DATA SECTION:

_____

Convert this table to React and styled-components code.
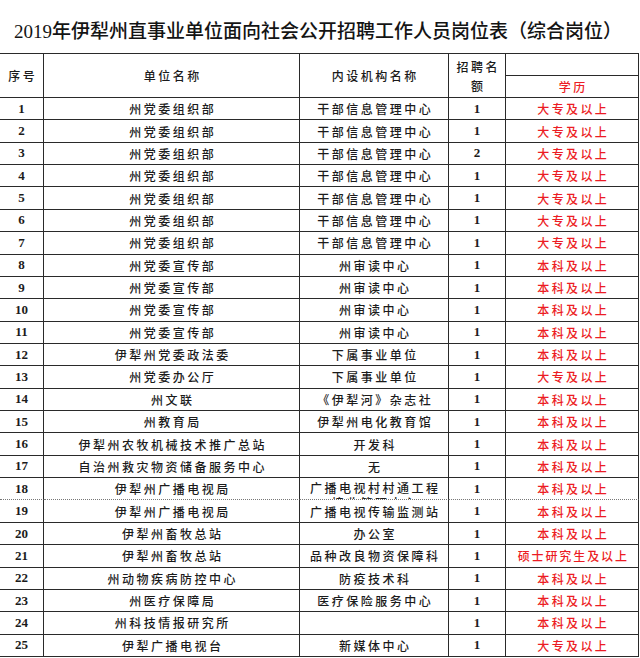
import React from "react";
import styled, { createGlobalStyle } from "styled-components";

const Global = createGlobalStyle`
  html, body { margin: 0; padding: 0; background: #fff; }
  body { width: 640px; height: 658px; overflow: hidden; }
`;

const COLS = "44px 256px 149px 57px 133px";
const ROW_H = 22.36;
const CJK = `"Noto Sans CJK SC", "Noto Sans", sans-serif`;
const NUM = `"Liberation Serif", "Noto Sans CJK SC", serif`;

const Page = styled.div`
  width: 640px;
  height: 658px;
  overflow: hidden;
  background: #fff;
`;

const Title = styled.h1`
  margin: 0;
  height: 53px;
  box-sizing: border-box;
  padding-top: 6px;
  padding-right: 4px;
  display: flex;
  align-items: center;
  justify-content: center;
  font-family: "Liberation Serif", "Noto Sans CJK SC", serif;
  font-size: 19px;
  font-weight: 500;
  color: #141414;
  white-space: nowrap;
`;

const Table = styled.div`
  width: 639px;
  border-top: 1px solid #2a2a2a;
`;

const HeaderRow = styled.div`
  display: grid;
  grid-template-columns: ${COLS};
  height: 44px;
`;

const Row = styled.div`
  display: grid;
  grid-template-columns: ${COLS};
  height: ${ROW_H}px;
`;

const Cell = styled.div`
  box-sizing: border-box;
  border-right: 1px solid #2a2a2a;
  border-bottom: 1px ${(p) => (p.$dotted ? "dotted #777" : "solid #2a2a2a")};
  display: flex;
  flex-direction: column;
  align-items: center;
  justify-content: ${(p) => (p.$top ? "flex-start" : "center")};
  overflow: hidden;
  min-width: 0;
  font-family: ${(p) => (p.$num ? NUM : CJK)};
  font-size: ${(p) => (p.$num ? "13px" : "12px")};
  font-weight: ${(p) => (p.$num ? 700 : 500)};
  letter-spacing: ${(p) => (p.$num ? "0" : "2.5px")};
  color: ${(p) => (p.$red ? "#ec1c24" : "#1b1b1b")};
  text-align: center;
  line-height: ${(p) => (p.$top ? "15px" : "normal")};
  padding-top: ${(p) => (p.$top ? "2px" : "0")};
  padding-left: ${(p) => (p.$num ? "0" : "2.5px")};
  white-space: nowrap;
`;

const HeadCell = styled(Cell)`
  font-size: 12px;
  line-height: 19px;
`;

const SplitCell = styled.div`
  display: grid;
  grid-template-rows: 22px 22px;
  min-width: 0;
`;

const Edu = styled(Cell)`
  letter-spacing: ${(p) => (p.$long ? "1.9px" : "2.4px")};
`;

const rows = [
  ["州党委组织部", ["干部信息管理中心"], "1", "大专及以上"],
  ["州党委组织部", ["干部信息管理中心"], "1", "大专及以上"],
  ["州党委组织部", ["干部信息管理中心"], "2", "大专及以上"],
  ["州党委组织部", ["干部信息管理中心"], "1", "大专及以上"],
  ["州党委组织部", ["干部信息管理中心"], "1", "大专及以上"],
  ["州党委组织部", ["干部信息管理中心"], "1", "大专及以上"],
  ["州党委组织部", ["干部信息管理中心"], "1", "大专及以上"],
  ["州党委宣传部", ["州审读中心"], "1", "本科及以上"],
  ["州党委宣传部", ["州审读中心"], "1", "本科及以上"],
  ["州党委宣传部", ["州审读中心"], "1", "本科及以上"],
  ["州党委宣传部", ["州审读中心"], "1", "本科及以上"],
  ["伊犁州党委政法委", ["下属事业单位"], "1", "本科及以上"],
  ["州党委办公厅", ["下属事业单位"], "1", "大专及以上"],
  ["州文联", ["《伊犁河》杂志社"], "1", "本科及以上"],
  ["州教育局", ["伊犁州电化教育馆"], "1", "本科及以上"],
  ["伊犁州农牧机械技术推广总站", ["开发科"], "1", "本科及以上"],
  ["自治州救灾物资储备服务中心", ["无"], "1", "本科及以上"],
  ["伊犁州广播电视局", ["广播电视村村通工程", "接收管理中心"], "1", "本科及以上"],
  ["伊犁州广播电视局", ["广播电视传输监测站"], "1", "本科及以上"],
  ["伊犁州畜牧总站", ["办公室"], "1", "本科及以上"],
  ["伊犁州畜牧总站", ["品种改良物资保障科"], "1", "硕士研究生及以上"],
  ["州动物疾病防控中心", ["防疫技术科"], "1", "本科及以上"],
  ["州医疗保障局", ["医疗保险服务中心"], "1", "本科及以上"],
  ["州科技情报研究所", [""], "1", "本科及以上"],
  ["伊犁广播电视台", ["新媒体中心"], "1", "大专及以上"],
];

export default function App() {
  return (
    <Page>
      <Global />
      <Title>2019年伊犁州直事业单位面向社会公开招聘工作人员岗位表（综合岗位）</Title>
      <Table>
        <HeaderRow>
          <HeadCell>序号</HeadCell>
          <HeadCell>单位名称</HeadCell>
          <HeadCell>内设机构名称</HeadCell>
          <HeadCell>
            <span>招聘名</span>
            <span>额</span>
          </HeadCell>
          <SplitCell>
            <Cell />
            <Cell $red>学历</Cell>
          </SplitCell>
        </HeaderRow>
        {rows.map((r, i) => {
          const multi = r[1].length > 1;
          const dotted = i === 17;
          return (
            <Row key={i}>
              <Cell $num $dotted={dotted}>{i + 1}</Cell>
              <Cell $dotted={dotted}>{r[0]}</Cell>
              <Cell $dotted={dotted} $top={multi}>
                {r[1].map((line, j) => (
                  <span key={j}>{line}</span>
                ))}
              </Cell>
              <Cell $num $dotted={dotted}>{r[2]}</Cell>
              <Edu $red $dotted={dotted} $long={r[3].length > 6}>{r[3]}</Edu>
            </Row>
          );
        })}
      </Table>
    </Page>
  );
}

_____

INSTRUCTIONS FOR THE TASK: Quote the material word for word, dropping any images it holds.

OUTPUT:
Convert this table to React and styled-components code.
import React from "react";
import styled, { createGlobalStyle } from "styled-components";

const Global = createGlobalStyle`
  html, body { margin: 0; padding: 0; background: #fff; }
  body { width: 640px; height: 658px; overflow: hidden; }
`;

const COLS = "44px 256px 149px 57px 133px";
const ROW_H = 22.36;
const CJK = `"Noto Sans CJK SC", "Noto Sans", sans-serif`;
const NUM = `"Liberation Serif", "Noto Sans CJK SC", serif`;

const Page = styled.div`
  width: 640px;
  height: 658px;
  overflow: hidden;
  background: #fff;
`;

const Title = styled.h1`
  margin: 0;
  height: 53px;
  box-sizing: border-box;
  padding-top: 6px;
  padding-right: 4px;
  display: flex;
  align-items: center;
  justify-content: center;
  font-family: "Liberation Serif", "Noto Sans CJK SC", serif;
  font-size: 19px;
  font-weight: 500;
  color: #141414;
  white-space: nowrap;
`;

const Table = styled.div`
  width: 639px;
  border-top: 1px solid #2a2a2a;
`;

const HeaderRow = styled.div`
  display: grid;
  grid-template-columns: ${COLS};
  height: 44px;
`;

const Row = styled.div`
  display: grid;
  grid-template-columns: ${COLS};
  height: ${ROW_H}px;
`;

const Cell = styled.div`
  box-sizing: border-box;
  border-right: 1px solid #2a2a2a;
  border-bottom: 1px ${(p) => (p.$dotted ? "dotted #777" : "solid #2a2a2a")};
  display: flex;
  flex-direction: column;
  align-items: center;
  justify-content: ${(p) => (p.$top ? "flex-start" : "center")};
  overflow: hidden;
  min-width: 0;
  font-family: ${(p) => (p.$num ? NUM : CJK)};
  font-size: ${(p) => (p.$num ? "13px" : "12px")};
  font-weight: ${(p) => (p.$num ? 700 : 500)};
  letter-spacing: ${(p) => (p.$num ? "0" : "2.5px")};
  color: ${(p) => (p.$red ? "#ec1c24" : "#1b1b1b")};
  text-align: center;
  line-height: ${(p) => (p.$top ? "15px" : "normal")};
  padding-top: ${(p) => (p.$top ? "2px" : "0")};
  padding-left: ${(p) => (p.$num ? "0" : "2.5px")};
  white-space: nowrap;
`;

const HeadCell = styled(Cell)`
  font-size: 12px;
  line-height: 19px;
`;

const SplitCell = styled.div`
  display: grid;
  grid-template-rows: 22px 22px;
  min-width: 0;
`;

const Edu = styled(Cell)`
  letter-spacing: ${(p) => (p.$long ? "1.9px" : "2.4px")};
`;

const rows = [
  ["州党委组织部", ["干部信息管理中心"], "1", "大专及以上"],
  ["州党委组织部", ["干部信息管理中心"], "1", "大专及以上"],
  ["州党委组织部", ["干部信息管理中心"], "2", "大专及以上"],
  ["州党委组织部", ["干部信息管理中心"], "1", "大专及以上"],
  ["州党委组织部", ["干部信息管理中心"], "1", "大专及以上"],
  ["州党委组织部", ["干部信息管理中心"], "1", "大专及以上"],
  ["州党委组织部", ["干部信息管理中心"], "1", "大专及以上"],
  ["州党委宣传部", ["州审读中心"], "1", "本科及以上"],
  ["州党委宣传部", ["州审读中心"], "1", "本科及以上"],
  ["州党委宣传部", ["州审读中心"], "1", "本科及以上"],
  ["州党委宣传部", ["州审读中心"], "1", "本科及以上"],
  ["伊犁州党委政法委", ["下属事业单位"], "1", "本科及以上"],
  ["州党委办公厅", ["下属事业单位"], "1", "大专及以上"],
  ["州文联", ["《伊犁河》杂志社"], "1", "本科及以上"],
  ["州教育局", ["伊犁州电化教育馆"], "1", "本科及以上"],
  ["伊犁州农牧机械技术推广总站", ["开发科"], "1", "本科及以上"],
  ["自治州救灾物资储备服务中心", ["无"], "1", "本科及以上"],
  ["伊犁州广播电视局", ["广播电视村村通工程", "接收管理中心"], "1", "本科及以上"],
  ["伊犁州广播电视局", ["广播电视传输监测站"], "1", "本科及以上"],
  ["伊犁州畜牧总站", ["办公室"], "1", "本科及以上"],
  ["伊犁州畜牧总站", ["品种改良物资保障科"], "1", "硕士研究生及以上"],
  ["州动物疾病防控中心", ["防疫技术科"], "1", "本科及以上"],
  ["州医疗保障局", ["医疗保险服务中心"], "1", "本科及以上"],
  ["州科技情报研究所", [""], "1", "本科及以上"],
  ["伊犁广播电视台", ["新媒体中心"], "1", "大专及以上"],
];

export default function App() {
  return (
    <Page>
      <Global />
      <Title>2019年伊犁州直事业单位面向社会公开招聘工作人员岗位表（综合岗位）</Title>
      <Table>
        <HeaderRow>
          <HeadCell>序号</HeadCell>
          <HeadCell>单位名称</HeadCell>
          <HeadCell>内设机构名称</HeadCell>
          <HeadCell>
            <span>招聘名</span>
            <span>额</span>
          </HeadCell>
          <SplitCell>
            <Cell />
            <Cell $red>学历</Cell>
          </SplitCell>
        </HeaderRow>
        {rows.map((r, i) => {
          const multi = r[1].length > 1;
          const dotted = i === 17;
          return (
            <Row key={i}>
              <Cell $num $dotted={dotted}>{i + 1}</Cell>
              <Cell $dotted={dotted}>{r[0]}</Cell>
              <Cell $dotted={dotted} $top={multi}>
                {r[1].map((line, j) => (
                  <span key={j}>{line}</span>
                ))}
              </Cell>
              <Cell $num $dotted={dotted}>{r[2]}</Cell>
              <Edu $red $dotted={dotted} $long={r[3].length > 6}>{r[3]}</Edu>
            </Row>
          );
        })}
      </Table>
    </Page>
  );
}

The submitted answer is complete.